* BEGIN *
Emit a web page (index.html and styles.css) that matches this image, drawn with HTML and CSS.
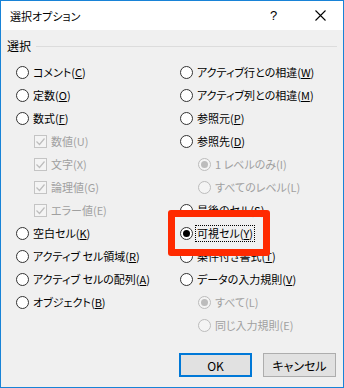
FILE: index.html
```html
<html><head>
<meta charset="UTF-8">
<title>選択オプション</title>
<link rel="stylesheet" href="styles.css">
</head>
<body>
<div class="dialog">
  <div class="titlebar">
    <span class="title">選択オプション</span>
    <span class="help">?</span>
    <span class="close"><svg width="11" height="11" viewBox="0 0 11 11"><path d="M0.5 0.5 L10.5 10.5 M10.5 0.5 L0.5 10.5" stroke="#000" stroke-width="1.1" fill="none"/></svg></span>
  </div>
  <div class="body">
    <div class="group-head"><span>選択</span><div class="rule"></div></div>
    <div class="cols">
      <div class="col">
        <div class="opt"><span class="radio"></span><span class="lbl">コメント(<u>C</u>)</span></div>
        <div class="opt"><span class="radio"></span><span class="lbl">定数(<u>O</u>)</span></div>
        <div class="opt"><span class="radio"></span><span class="lbl">数式(<u>F</u>)</span></div>
        <div class="opt sub off"><span class="check"><svg width="11" height="11" viewBox="0 0 11 11"><path d="M1.5 5.5 L4.5 8.5 L9.5 2.5" stroke="#bdbdbd" stroke-width="1.2" fill="none"/></svg></span><span class="lbl">数値(U)</span></div>
        <div class="opt sub off"><span class="check"><svg width="11" height="11" viewBox="0 0 11 11"><path d="M1.5 5.5 L4.5 8.5 L9.5 2.5" stroke="#bdbdbd" stroke-width="1.2" fill="none"/></svg></span><span class="lbl">文字(X)</span></div>
        <div class="opt sub off"><span class="check"><svg width="11" height="11" viewBox="0 0 11 11"><path d="M1.5 5.5 L4.5 8.5 L9.5 2.5" stroke="#bdbdbd" stroke-width="1.2" fill="none"/></svg></span><span class="lbl">論理値(G)</span></div>
        <div class="opt sub off"><span class="check"><svg width="11" height="11" viewBox="0 0 11 11"><path d="M1.5 5.5 L4.5 8.5 L9.5 2.5" stroke="#bdbdbd" stroke-width="1.2" fill="none"/></svg></span><span class="lbl">エラー値(E)</span></div>
        <div class="opt"><span class="radio"></span><span class="lbl">空白セル(<u>K</u>)</span></div>
        <div class="opt"><span class="radio"></span><span class="lbl">アクティブ セル領域(<u>R</u>)</span></div>
        <div class="opt"><span class="radio"></span><span class="lbl">アクティブ セルの配列(<u>A</u>)</span></div>
        <div class="opt"><span class="radio"></span><span class="lbl">オブジェクト(<u>B</u>)</span></div>
      </div>
      <div class="col">
        <div class="opt"><span class="radio"></span><span class="lbl">アクティブ行との相違(<u>W</u>)</span></div>
        <div class="opt"><span class="radio"></span><span class="lbl">アクティブ列との相違(<u>M</u>)</span></div>
        <div class="opt"><span class="radio"></span><span class="lbl">参照元(<u>P</u>)</span></div>
        <div class="opt"><span class="radio"></span><span class="lbl">参照先(<u>D</u>)</span></div>
        <div class="opt sub off"><span class="radio on"></span><span class="lbl">1 レベルのみ(I)</span></div>
        <div class="opt sub off"><span class="radio"></span><span class="lbl">すべてのレベル(L)</span></div>
        <div class="opt"><span class="radio"></span><span class="lbl">最後のセル(<u>S</u>)</span></div>
        <div class="opt"><span class="radio on"></span><span class="lbl focus">可視セル(<u>Y</u>)</span></div>
        <div class="opt"><span class="radio"></span><span class="lbl">条件付き書式(<u>T</u>)</span></div>
        <div class="opt"><span class="radio"></span><span class="lbl">データの入力規則(<u>V</u>)</span></div>
        <div class="opt sub off"><span class="radio on"></span><span class="lbl">すべて(L)</span></div>
        <div class="opt sub off"><span class="radio"></span><span class="lbl">同じ入力規則(E)</span></div>
      </div>
    </div>
    <div class="buttons">
      <button class="btn default">OK</button>
      <button class="btn">キャンセル</button>
    </div>
    <div class="highlight"></div>
  </div>
</div>
</body></html>
```

FILE: styles.css
```css
body {
  margin: 0;
  font-family: "Noto Sans CJK JP", "Noto Sans", sans-serif;
  font-size: 11px;
  font-feature-settings: "palt";
  color: #000;
}
.dialog {
  width: 344px;
  height: 388px;
  box-sizing: border-box;
  border: 1px solid #1883d7;
  background: #f0f0f0;
  position: relative;
}
.titlebar {
  height: 29px;
  background: #fff;
  display: flex;
  align-items: center;
  padding-left: 9px;
}
.title {
  font-size: 11px;
  flex: 1;
}
.help {
  font-size: 13px;
  width: 12px;
  margin-right: 33px;
  font-family: "Liberation Sans", sans-serif;
}
.close {
  display: flex;
  margin-right: 17px;
}
.group-head {
  display: flex;
  align-items: center;
  padding: 9px 6px 0 6px;
  height: 14px;
  line-height: 14px;
  font-size: 12px;
}
.rule {
  flex: 1;
  height: 1px;
  background: #dcdcdc;
  margin-left: 5px;
}
.cols {
  display: grid;
  grid-template-columns: 164px 1fr;
  padding-left: 15px;
  margin-top: 8px;
  align-items: start;
}
.opt {
  height: 23px;
  display: flex;
  align-items: center;
}
.opt.sub {
  padding-left: 18px;
}
.off .lbl {
  color: #a0a0a0;
}
.radio {
  width: 13px;
  height: 13px;
  box-sizing: border-box;
  border: 1px solid #333;
  border-radius: 50%;
  background: #fff;
  display: flex;
  align-items: center;
  justify-content: center;
}
.radio.on::after {
  content: "";
  width: 7px;
  height: 7px;
  border-radius: 50%;
  background: #000;
}
.off .radio {
  border-color: #bcbcbc;
  background: #f4f4f4;
}
.off .radio.on::after {
  background: #bcbcbc;
}
.check {
  width: 13px;
  height: 13px;
  box-sizing: border-box;
  border: 1px solid #c4c4c4;
  background: #f4f4f4;
  display: flex;
  align-items: center;
  justify-content: center;
}
.lbl {
  margin-left: 2px;
  padding: 0 1px;
  border: 1px dotted transparent;
  line-height: 15px;
  white-space: nowrap;
}
.lbl u {
  text-underline-offset: 1px;
}
.lbl.focus {
  border-color: #000;
}
.buttons {
  display: flex;
  justify-content: flex-end;
  gap: 11px;
  padding-right: 7px;
  margin-top: 16px;
}
.btn {
  width: 73px;
  height: 24px;
  box-sizing: border-box;
  background: #e1e1e1;
  border: 1px solid #adadad;
  font-family: inherit;
  font-size: 12px;
  font-feature-settings: "palt";
  padding: 0;
  color: #000;
}
.btn.default {
  border: 2px solid #0078d7;
}
.highlight {
  position: absolute;
  left: 167px;
  top: 209px;
  width: 102px;
  height: 46px;
  box-sizing: border-box;
  border: 7px solid #ff2a00;
  border-radius: 3px;
}
```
* END *
• [Your task]
Write the full listing out again with every line unchanged, but include no pictures.

• [Task result]
Emit a web page (index.html and styles.css) that matches this image, drawn with HTML and CSS.
FILE: index.html
```html
<html><head>
<meta charset="UTF-8">
<title>選択オプション</title>
<link rel="stylesheet" href="styles.css">
</head>
<body>
<div class="dialog">
  <div class="titlebar">
    <span class="title">選択オプション</span>
    <span class="help">?</span>
    <span class="close"><svg width="11" height="11" viewBox="0 0 11 11"><path d="M0.5 0.5 L10.5 10.5 M10.5 0.5 L0.5 10.5" stroke="#000" stroke-width="1.1" fill="none"/></svg></span>
  </div>
  <div class="body">
    <div class="group-head"><span>選択</span><div class="rule"></div></div>
    <div class="cols">
      <div class="col">
        <div class="opt"><span class="radio"></span><span class="lbl">コメント(<u>C</u>)</span></div>
        <div class="opt"><span class="radio"></span><span class="lbl">定数(<u>O</u>)</span></div>
        <div class="opt"><span class="radio"></span><span class="lbl">数式(<u>F</u>)</span></div>
        <div class="opt sub off"><span class="check"><svg width="11" height="11" viewBox="0 0 11 11"><path d="M1.5 5.5 L4.5 8.5 L9.5 2.5" stroke="#bdbdbd" stroke-width="1.2" fill="none"/></svg></span><span class="lbl">数値(U)</span></div>
        <div class="opt sub off"><span class="check"><svg width="11" height="11" viewBox="0 0 11 11"><path d="M1.5 5.5 L4.5 8.5 L9.5 2.5" stroke="#bdbdbd" stroke-width="1.2" fill="none"/></svg></span><span class="lbl">文字(X)</span></div>
        <div class="opt sub off"><span class="check"><svg width="11" height="11" viewBox="0 0 11 11"><path d="M1.5 5.5 L4.5 8.5 L9.5 2.5" stroke="#bdbdbd" stroke-width="1.2" fill="none"/></svg></span><span class="lbl">論理値(G)</span></div>
        <div class="opt sub off"><span class="check"><svg width="11" height="11" viewBox="0 0 11 11"><path d="M1.5 5.5 L4.5 8.5 L9.5 2.5" stroke="#bdbdbd" stroke-width="1.2" fill="none"/></svg></span><span class="lbl">エラー値(E)</span></div>
        <div class="opt"><span class="radio"></span><span class="lbl">空白セル(<u>K</u>)</span></div>
        <div class="opt"><span class="radio"></span><span class="lbl">アクティブ セル領域(<u>R</u>)</span></div>
        <div class="opt"><span class="radio"></span><span class="lbl">アクティブ セルの配列(<u>A</u>)</span></div>
        <div class="opt"><span class="radio"></span><span class="lbl">オブジェクト(<u>B</u>)</span></div>
      </div>
      <div class="col">
        <div class="opt"><span class="radio"></span><span class="lbl">アクティブ行との相違(<u>W</u>)</span></div>
        <div class="opt"><span class="radio"></span><span class="lbl">アクティブ列との相違(<u>M</u>)</span></div>
        <div class="opt"><span class="radio"></span><span class="lbl">参照元(<u>P</u>)</span></div>
        <div class="opt"><span class="radio"></span><span class="lbl">参照先(<u>D</u>)</span></div>
        <div class="opt sub off"><span class="radio on"></span><span class="lbl">1 レベルのみ(I)</span></div>
        <div class="opt sub off"><span class="radio"></span><span class="lbl">すべてのレベル(L)</span></div>
        <div class="opt"><span class="radio"></span><span class="lbl">最後のセル(<u>S</u>)</span></div>
        <div class="opt"><span class="radio on"></span><span class="lbl focus">可視セル(<u>Y</u>)</span></div>
        <div class="opt"><span class="radio"></span><span class="lbl">条件付き書式(<u>T</u>)</span></div>
        <div class="opt"><span class="radio"></span><span class="lbl">データの入力規則(<u>V</u>)</span></div>
        <div class="opt sub off"><span class="radio on"></span><span class="lbl">すべて(L)</span></div>
        <div class="opt sub off"><span class="radio"></span><span class="lbl">同じ入力規則(E)</span></div>
      </div>
    </div>
    <div class="buttons">
      <button class="btn default">OK</button>
      <button class="btn">キャンセル</button>
    </div>
    <div class="highlight"></div>
  </div>
</div>
</body></html>
```

FILE: styles.css
```css
body {
  margin: 0;
  font-family: "Noto Sans CJK JP", "Noto Sans", sans-serif;
  font-size: 11px;
  font-feature-settings: "palt";
  color: #000;
}
.dialog {
  width: 344px;
  height: 388px;
  box-sizing: border-box;
  border: 1px solid #1883d7;
  background: #f0f0f0;
  position: relative;
}
.titlebar {
  height: 29px;
  background: #fff;
  display: flex;
  align-items: center;
  padding-left: 9px;
}
.title {
  font-size: 11px;
  flex: 1;
}
.help {
  font-size: 13px;
  width: 12px;
  margin-right: 33px;
  font-family: "Liberation Sans", sans-serif;
}
.close {
  display: flex;
  margin-right: 17px;
}
.group-head {
  display: flex;
  align-items: center;
  padding: 9px 6px 0 6px;
  height: 14px;
  line-height: 14px;
  font-size: 12px;
}
.rule {
  flex: 1;
  height: 1px;
  background: #dcdcdc;
  margin-left: 5px;
}
.cols {
  display: grid;
  grid-template-columns: 164px 1fr;
  padding-left: 15px;
  margin-top: 8px;
  align-items: start;
}
.opt {
  height: 23px;
  display: flex;
  align-items: center;
}
.opt.sub {
  padding-left: 18px;
}
.off .lbl {
  color: #a0a0a0;
}
.radio {
  width: 13px;
  height: 13px;
  box-sizing: border-box;
  border: 1px solid #333;
  border-radius: 50%;
  background: #fff;
  display: flex;
  align-items: center;
  justify-content: center;
}
.radio.on::after {
  content: "";
  width: 7px;
  height: 7px;
  border-radius: 50%;
  background: #000;
}
.off .radio {
  border-color: #bcbcbc;
  background: #f4f4f4;
}
.off .radio.on::after {
  background: #bcbcbc;
}
.check {
  width: 13px;
  height: 13px;
  box-sizing: border-box;
  border: 1px solid #c4c4c4;
  background: #f4f4f4;
  display: flex;
  align-items: center;
  justify-content: center;
}
.lbl {
  margin-left: 2px;
  padding: 0 1px;
  border: 1px dotted transparent;
  line-height: 15px;
  white-space: nowrap;
}
.lbl u {
  text-underline-offset: 1px;
}
.lbl.focus {
  border-color: #000;
}
.buttons {
  display: flex;
  justify-content: flex-end;
  gap: 11px;
  padding-right: 7px;
  margin-top: 16px;
}
.btn {
  width: 73px;
  height: 24px;
  box-sizing: border-box;
  background: #e1e1e1;
  border: 1px solid #adadad;
  font-family: inherit;
  font-size: 12px;
  font-feature-settings: "palt";
  padding: 0;
  color: #000;
}
.btn.default {
  border: 2px solid #0078d7;
}
.highlight {
  position: absolute;
  left: 167px;
  top: 209px;
  width: 102px;
  height: 46px;
  box-sizing: border-box;
  border: 7px solid #ff2a00;
  border-radius: 3px;
}
```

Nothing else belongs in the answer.